Find out how many lines of the material contain the string "index" and give only that figure.

::: Material provided

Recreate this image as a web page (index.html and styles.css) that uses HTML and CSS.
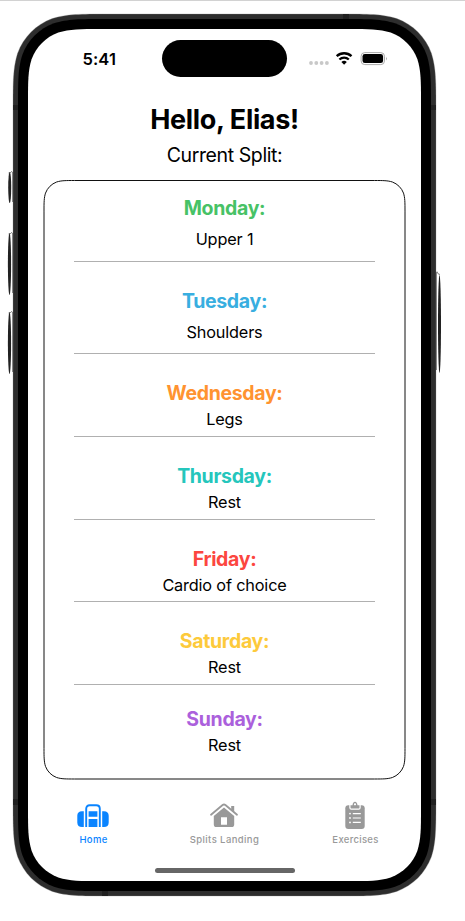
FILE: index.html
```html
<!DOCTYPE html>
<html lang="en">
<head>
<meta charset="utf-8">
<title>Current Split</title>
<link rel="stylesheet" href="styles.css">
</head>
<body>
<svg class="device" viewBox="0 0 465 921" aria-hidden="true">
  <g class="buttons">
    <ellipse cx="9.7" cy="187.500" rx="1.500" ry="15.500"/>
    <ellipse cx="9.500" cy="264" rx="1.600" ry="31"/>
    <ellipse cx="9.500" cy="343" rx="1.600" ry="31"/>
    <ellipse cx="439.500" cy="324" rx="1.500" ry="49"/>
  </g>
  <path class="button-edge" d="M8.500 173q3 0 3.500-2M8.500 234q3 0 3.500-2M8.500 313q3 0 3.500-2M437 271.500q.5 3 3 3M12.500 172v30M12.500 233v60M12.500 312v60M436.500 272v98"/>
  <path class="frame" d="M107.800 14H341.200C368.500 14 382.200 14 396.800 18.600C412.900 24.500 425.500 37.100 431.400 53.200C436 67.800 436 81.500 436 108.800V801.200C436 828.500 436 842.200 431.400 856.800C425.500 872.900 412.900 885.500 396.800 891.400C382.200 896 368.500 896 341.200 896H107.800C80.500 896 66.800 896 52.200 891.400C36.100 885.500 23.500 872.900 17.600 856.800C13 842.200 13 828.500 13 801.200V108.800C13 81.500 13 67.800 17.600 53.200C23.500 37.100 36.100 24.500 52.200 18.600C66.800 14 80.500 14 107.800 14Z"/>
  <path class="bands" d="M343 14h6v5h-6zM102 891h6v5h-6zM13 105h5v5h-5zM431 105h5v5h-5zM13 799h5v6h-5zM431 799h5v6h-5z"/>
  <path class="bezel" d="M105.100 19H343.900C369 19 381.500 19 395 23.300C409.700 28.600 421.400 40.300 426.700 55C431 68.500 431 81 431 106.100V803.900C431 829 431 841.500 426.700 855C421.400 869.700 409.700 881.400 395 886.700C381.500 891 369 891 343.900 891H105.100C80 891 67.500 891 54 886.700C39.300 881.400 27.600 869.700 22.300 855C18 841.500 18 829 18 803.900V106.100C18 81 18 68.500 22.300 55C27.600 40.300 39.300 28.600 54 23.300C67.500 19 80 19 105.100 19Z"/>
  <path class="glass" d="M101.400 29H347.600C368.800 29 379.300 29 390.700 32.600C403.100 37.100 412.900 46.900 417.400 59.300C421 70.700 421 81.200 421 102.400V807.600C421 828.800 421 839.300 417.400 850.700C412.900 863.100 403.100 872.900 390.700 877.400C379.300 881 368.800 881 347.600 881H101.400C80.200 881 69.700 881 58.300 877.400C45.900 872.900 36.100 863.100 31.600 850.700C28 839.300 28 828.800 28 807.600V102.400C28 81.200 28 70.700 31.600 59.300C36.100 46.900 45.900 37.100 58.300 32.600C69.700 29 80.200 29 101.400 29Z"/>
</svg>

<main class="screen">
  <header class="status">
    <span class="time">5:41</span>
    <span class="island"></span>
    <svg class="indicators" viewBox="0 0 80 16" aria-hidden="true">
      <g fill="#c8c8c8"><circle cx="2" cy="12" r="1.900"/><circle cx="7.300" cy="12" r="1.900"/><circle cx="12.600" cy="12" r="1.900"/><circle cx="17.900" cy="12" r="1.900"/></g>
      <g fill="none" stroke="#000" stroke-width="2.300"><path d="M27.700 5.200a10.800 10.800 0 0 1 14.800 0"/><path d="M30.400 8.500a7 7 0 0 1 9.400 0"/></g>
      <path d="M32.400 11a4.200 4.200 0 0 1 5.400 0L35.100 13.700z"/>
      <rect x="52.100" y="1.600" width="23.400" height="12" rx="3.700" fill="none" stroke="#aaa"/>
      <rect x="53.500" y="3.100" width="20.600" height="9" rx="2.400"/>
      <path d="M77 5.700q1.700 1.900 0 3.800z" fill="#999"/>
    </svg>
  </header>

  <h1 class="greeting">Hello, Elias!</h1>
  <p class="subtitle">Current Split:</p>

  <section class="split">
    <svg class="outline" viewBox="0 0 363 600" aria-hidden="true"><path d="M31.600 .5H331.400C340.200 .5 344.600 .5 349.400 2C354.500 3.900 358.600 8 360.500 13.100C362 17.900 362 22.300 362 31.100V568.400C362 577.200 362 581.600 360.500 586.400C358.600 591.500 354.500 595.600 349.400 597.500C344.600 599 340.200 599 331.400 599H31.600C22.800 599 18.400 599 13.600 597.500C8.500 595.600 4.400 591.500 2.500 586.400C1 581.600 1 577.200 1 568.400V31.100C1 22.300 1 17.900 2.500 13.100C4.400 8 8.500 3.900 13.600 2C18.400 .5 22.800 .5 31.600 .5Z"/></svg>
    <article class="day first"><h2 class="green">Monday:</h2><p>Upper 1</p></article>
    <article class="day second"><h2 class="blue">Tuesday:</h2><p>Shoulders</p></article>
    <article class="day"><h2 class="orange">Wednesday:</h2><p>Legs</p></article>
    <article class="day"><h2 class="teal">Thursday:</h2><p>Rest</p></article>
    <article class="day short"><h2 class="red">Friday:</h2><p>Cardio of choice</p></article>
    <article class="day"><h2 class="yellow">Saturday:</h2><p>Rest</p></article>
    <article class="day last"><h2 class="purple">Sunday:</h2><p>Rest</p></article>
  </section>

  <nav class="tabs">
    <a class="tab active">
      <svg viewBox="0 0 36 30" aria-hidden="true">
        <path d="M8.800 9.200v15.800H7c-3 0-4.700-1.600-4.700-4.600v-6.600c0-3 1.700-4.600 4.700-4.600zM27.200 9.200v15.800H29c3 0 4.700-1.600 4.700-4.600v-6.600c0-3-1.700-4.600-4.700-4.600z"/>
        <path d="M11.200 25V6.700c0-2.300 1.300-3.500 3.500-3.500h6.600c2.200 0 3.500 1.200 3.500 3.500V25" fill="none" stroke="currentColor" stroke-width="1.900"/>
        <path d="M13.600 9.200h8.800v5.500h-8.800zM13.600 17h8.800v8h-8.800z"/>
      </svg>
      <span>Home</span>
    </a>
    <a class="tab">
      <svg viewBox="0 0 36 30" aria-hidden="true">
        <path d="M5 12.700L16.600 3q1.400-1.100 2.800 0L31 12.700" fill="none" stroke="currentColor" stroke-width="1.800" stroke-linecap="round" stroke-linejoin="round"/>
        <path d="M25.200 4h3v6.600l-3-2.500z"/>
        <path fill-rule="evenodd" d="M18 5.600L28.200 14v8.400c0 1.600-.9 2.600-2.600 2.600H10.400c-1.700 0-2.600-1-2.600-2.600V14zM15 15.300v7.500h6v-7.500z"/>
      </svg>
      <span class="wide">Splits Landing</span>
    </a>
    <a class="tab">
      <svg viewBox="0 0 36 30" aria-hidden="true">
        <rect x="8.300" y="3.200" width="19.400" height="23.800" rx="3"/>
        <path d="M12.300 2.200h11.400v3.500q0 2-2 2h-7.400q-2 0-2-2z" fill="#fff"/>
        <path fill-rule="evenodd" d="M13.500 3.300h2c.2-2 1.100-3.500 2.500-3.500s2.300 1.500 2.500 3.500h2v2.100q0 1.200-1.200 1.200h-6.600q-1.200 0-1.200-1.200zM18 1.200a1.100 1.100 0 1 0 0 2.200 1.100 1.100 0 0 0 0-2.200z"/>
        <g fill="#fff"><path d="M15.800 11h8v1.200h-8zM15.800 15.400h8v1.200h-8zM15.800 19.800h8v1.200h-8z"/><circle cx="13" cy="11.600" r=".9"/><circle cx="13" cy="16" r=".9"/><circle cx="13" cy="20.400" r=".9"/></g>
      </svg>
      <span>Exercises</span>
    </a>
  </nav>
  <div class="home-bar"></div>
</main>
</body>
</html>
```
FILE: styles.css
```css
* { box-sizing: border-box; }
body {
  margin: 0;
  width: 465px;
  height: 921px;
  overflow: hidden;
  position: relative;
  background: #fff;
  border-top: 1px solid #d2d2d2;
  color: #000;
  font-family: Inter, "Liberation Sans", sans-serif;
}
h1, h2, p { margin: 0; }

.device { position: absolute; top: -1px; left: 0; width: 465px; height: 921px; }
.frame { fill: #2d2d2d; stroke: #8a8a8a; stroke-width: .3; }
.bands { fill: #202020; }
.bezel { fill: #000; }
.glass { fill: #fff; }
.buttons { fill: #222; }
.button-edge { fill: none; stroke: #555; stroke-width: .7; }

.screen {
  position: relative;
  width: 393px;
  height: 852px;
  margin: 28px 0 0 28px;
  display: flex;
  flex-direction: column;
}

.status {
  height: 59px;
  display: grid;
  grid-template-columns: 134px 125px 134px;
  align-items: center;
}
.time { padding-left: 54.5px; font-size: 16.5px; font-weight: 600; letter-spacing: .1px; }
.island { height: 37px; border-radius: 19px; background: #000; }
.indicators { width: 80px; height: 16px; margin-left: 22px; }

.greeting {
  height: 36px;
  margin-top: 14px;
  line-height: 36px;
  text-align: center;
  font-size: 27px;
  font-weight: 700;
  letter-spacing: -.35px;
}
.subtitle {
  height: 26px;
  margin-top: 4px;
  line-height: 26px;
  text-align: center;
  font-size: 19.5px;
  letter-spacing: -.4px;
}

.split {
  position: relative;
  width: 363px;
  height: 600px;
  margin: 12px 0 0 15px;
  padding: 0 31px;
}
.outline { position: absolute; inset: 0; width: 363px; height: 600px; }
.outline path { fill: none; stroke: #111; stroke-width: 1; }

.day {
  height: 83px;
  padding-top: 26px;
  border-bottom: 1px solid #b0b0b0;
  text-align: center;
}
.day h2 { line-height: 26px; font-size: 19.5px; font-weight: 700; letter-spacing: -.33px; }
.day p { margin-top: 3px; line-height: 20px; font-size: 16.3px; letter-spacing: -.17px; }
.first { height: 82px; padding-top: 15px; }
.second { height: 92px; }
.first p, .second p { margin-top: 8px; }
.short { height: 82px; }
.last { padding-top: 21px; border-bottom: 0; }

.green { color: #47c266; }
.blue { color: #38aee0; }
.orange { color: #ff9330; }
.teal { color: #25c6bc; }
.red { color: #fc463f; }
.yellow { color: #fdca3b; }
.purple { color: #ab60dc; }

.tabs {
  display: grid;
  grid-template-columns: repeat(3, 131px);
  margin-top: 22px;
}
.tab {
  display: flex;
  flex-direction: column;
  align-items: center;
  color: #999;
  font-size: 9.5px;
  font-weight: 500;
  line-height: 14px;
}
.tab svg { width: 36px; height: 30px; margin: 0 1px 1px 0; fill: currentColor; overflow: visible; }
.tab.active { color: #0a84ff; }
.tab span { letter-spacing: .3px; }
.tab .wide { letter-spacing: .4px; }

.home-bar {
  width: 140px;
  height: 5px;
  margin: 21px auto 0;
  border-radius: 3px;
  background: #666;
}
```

::::::

» Output of the exercise
2